Periodic Reporting for period 2 - RiPCoN (Rapid interaction profiling of 2019-nCoV for network-based deep drug-repurpose learning (DDRL))
Okres sprawozdawczy: 2021-04-01 do 2022-03-31
The goal of this project is to understand which human proteins are targeted by the virus and which human molecular networks are changed and how. This important information will lead to a much improved understanding of the biology of coronaviruses, including the more deadly SARS and MERS. More importantly, with the help of this network information we can then use artificial intelligence and deep neural networks to identify drugs that are already on the market that revert some of the changes the virus aims to make. Thereby it may be possible to find treatment options that do not require long and costly clinical safety testing and may therefore become available much quicker. Moreover, we expect that the interactions we find will help understand the acute and long-term symptoms of patients suffereing from COVID-19. By better understanding the molecular causes, we expect to help alleviate symptoms and help patients.

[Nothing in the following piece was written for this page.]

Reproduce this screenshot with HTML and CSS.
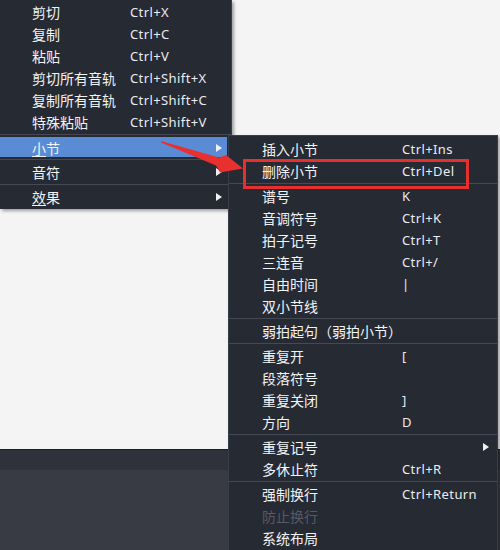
FILE: index.html
```html
<!DOCTYPE html>
<html lang="zh-CN">
<head>
<meta charset="utf-8">
<title>菜单</title>
<link rel="stylesheet" href="styles.css">
</head>
<body>
<div class="app">
  <div class="workspace"></div>
  <div class="divider"></div>
  <div class="statusbar"></div>
  <div class="panel"></div>
</div>

<div class="menu menu-main">
  <div class="item"><span class="label">剪切</span><span class="key">Ctrl+X</span></div>
  <div class="item"><span class="label">复制</span><span class="key">Ctrl+C</span></div>
  <div class="item"><span class="label">粘贴</span><span class="key">Ctrl+V</span></div>
  <div class="item"><span class="label">剪切所有音轨</span><span class="key">Ctrl+Shift+X</span></div>
  <div class="item"><span class="label">复制所有音轨</span><span class="key">Ctrl+Shift+C</span></div>
  <div class="item"><span class="label">特殊粘贴</span><span class="key">Ctrl+Shift+V</span></div>
  <div class="sep"></div>
  <div class="item active"><span class="label"><u>小</u>节</span><span class="key"></span><span class="arrow"></span></div>
  <div class="sep"></div>
  <div class="item"><span class="label">音符</span><span class="key"></span><span class="arrow"></span></div>
  <div class="sep"></div>
  <div class="item"><span class="label"><u>效</u>果</span><span class="key"></span><span class="arrow"></span></div>
</div>

<div class="menu menu-sub">
  <div class="item"><span class="label">插入小节</span><span class="key">Ctrl+Ins</span></div>
  <div class="item"><span class="label">删除小节</span><span class="key">Ctrl+Del</span></div>
  <div class="sep"></div>
  <div class="item"><span class="label">谱号</span><span class="key">K</span></div>
  <div class="item"><span class="label">音调符号</span><span class="key">Ctrl+K</span></div>
  <div class="item"><span class="label">拍子记号</span><span class="key">Ctrl+T</span></div>
  <div class="item"><span class="label">三连音</span><span class="key">Ctrl+/</span></div>
  <div class="item"><span class="label">自由时间</span><span class="key">|</span></div>
  <div class="item"><span class="label">双小节线</span><span class="key"></span></div>
  <div class="sep"></div>
  <div class="item"><span class="label wide">弱拍起句（弱拍小节）</span></div>
  <div class="sep"></div>
  <div class="item"><span class="label">重复开</span><span class="key">[</span></div>
  <div class="item"><span class="label">段落符号</span><span class="key"></span></div>
  <div class="item"><span class="label">重复关闭</span><span class="key">]</span></div>
  <div class="item"><span class="label">方向</span><span class="key">D</span></div>
  <div class="sep"></div>
  <div class="item"><span class="label">重复记号</span><span class="key"></span><span class="arrow"></span></div>
  <div class="item"><span class="label">多休止符</span><span class="key">Ctrl+R</span></div>
  <div class="sep"></div>
  <div class="item"><span class="label">强制换行</span><span class="key">Ctrl+Return</span></div>
  <div class="item disabled"><span class="label">防止换行</span><span class="key"></span></div>
  <div class="item"><span class="label">系统布局</span><span class="key"></span></div>
</div>

<div class="callout"></div>
<svg class="pointer" width="500" height="550" viewBox="0 0 500 550" aria-hidden="true">
  <polygon points="161,141 219,157.5 226,155 243,168.5 220,172.5 216,165.5 161,142.6" fill="#e8302f"/>
</svg>
</body>
</html>
```

FILE: styles.css
```css
html, body {
  margin: 0;
  padding: 0;
}

body {
  width: 500px;
  height: 550px;
  overflow: hidden;
  position: relative;
  font-family: "Noto Sans CJK SC", "Noto Sans", sans-serif;
  background: #373a42;
}

.app {
  display: flex;
  flex-direction: column;
  height: 550px;
}

.workspace {
  height: 449px;
  background: #f4f4f4;
}

.divider {
  height: 1px;
  background: #1d1e22;
}

.statusbar {
  height: 20px;
  background: #2f323a;
}

.panel {
  flex: 1;
  background: #383b43;
}

.menu {
  position: absolute;
  box-sizing: border-box;
  background: #262a33;
  display: flex;
  flex-direction: column;
  box-shadow: 2px 2px 3px rgba(0, 0, 0, 0.35);
}

.menu-main {
  left: 0;
  top: 0;
  width: 232px;
  padding: 1px 0 1px 0;
  border-right: 1px solid #3a3e48;
}

.menu-sub {
  left: 228px;
  top: 135px;
  width: 270px;
  padding-top: 2px;
  border: 1px solid #3a3e48;
  height: 430px;
}

.item {
  display: grid;
  align-items: center;
  box-sizing: border-box;
  height: 22px;
  color: #f3f3f3;
  font-size: 14px;
  white-space: nowrap;
}

.menu-main .item {
  grid-template-columns: 98px 1fr 6px;
  padding: 0 5px 0 32px;
  margin-right: 4px;
}

.menu-sub .item {
  grid-template-columns: 140px 1fr 6px;
  padding: 0 8px 0 33px;
}

.label {
  line-height: 22px;
}

.label.wide {
  grid-column: 1 / 4;
}

.label u {
  text-decoration: underline;
  text-underline-offset: 2px;
}

.key {
  font-family: "Noto Sans", "Open Sans", sans-serif;
  font-size: 13px;
  letter-spacing: 0.4px;
  color: #ececf0;
  line-height: 22px;
}

.arrow {
  width: 0;
  height: 0;
  border-left: 6px solid #f0f0f0;
  border-top: 4.5px solid transparent;
  border-bottom: 4.5px solid transparent;
}

.item.active {
  background: #5a8cd6;
  border-top: 1px solid transparent;
  border-bottom: 1px solid transparent;
  background-clip: padding-box;
}

.item.disabled {
  color: #565b67;
}

.sep {
  height: 1px;
  margin: 1px 0;
  background: #454953;
}

.callout {
  position: absolute;
  left: 243px;
  top: 159px;
  width: 226px;
  height: 30px;
  box-sizing: border-box;
  border: 3px solid #e5302f;
}

.pointer {
  position: absolute;
  left: 0;
  top: 0;
  pointer-events: none;
}
```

Afterwards interactome mapping was started such that initial interactome data were available within few months after project start. these were subsequently verified and confirmed. The inital network from this project was available in summer. In parallel we initiated a collaboration with partners in Toronto, Canada, and Boston, US to increase the coverage of the network. These partners are contibuting additional interactions and the validation of the integrated interacome dataset is ongoing.
The network shows a strong enrichment of proteins related to inflammation and viral life cycle, especially vesicle trafficking. The integration with available genetic data demonstrates that interactions and their local network neighborhood are linked to metabolic features related to COVID-19, namely glycogen and fatty acid metabolism, and to diseases of the immune system, metabolism and metabolic syndrome and to neurological phenotypes.
In addition to the SARS-CoV-2 – Human contactome mentioned above we also generated two more critical resources available to the scientific community: i) the pan-CoV-ORFeome collection from 7 coronaviridae and ii) the high-quality comprehensive pan-CoV-human interactome network map (manuscript in prep).
Importantly, the protein coding ORFs enable the expression of all viral proteins for subsequent use in protein microarray platform or ELISA-based screens for patient screening, identification of immunogenic epitopes and thus contributing to vaccine development.
On the computational drug repurposing aspect we focused our efforts in the use of small molecule bioactivity signatures, together with natural-language processing techniques to rank the likeliness of activity against SARS-CoV-2 of all those approved and experimental drugs that experts around the world had suggested to be potentially active. Indeed, we developed a tool to help prioritize these potential treatments, stratifying them according to the level of clinical evidence and suggested mechanism of action for the intended drugs. The rapid deployment of this tool was aimed at helping clinical researchers in their (almost blind) initial choices (Duran-Frigola et al. 2020 J Chem Inf Model). Additionally, as reported, we also implemented a collection of deep-networks to infer bioactivity signatures to any molecule of interest (i.e. the Signaturizers; Bertoni et al. 2021 Nat Commun).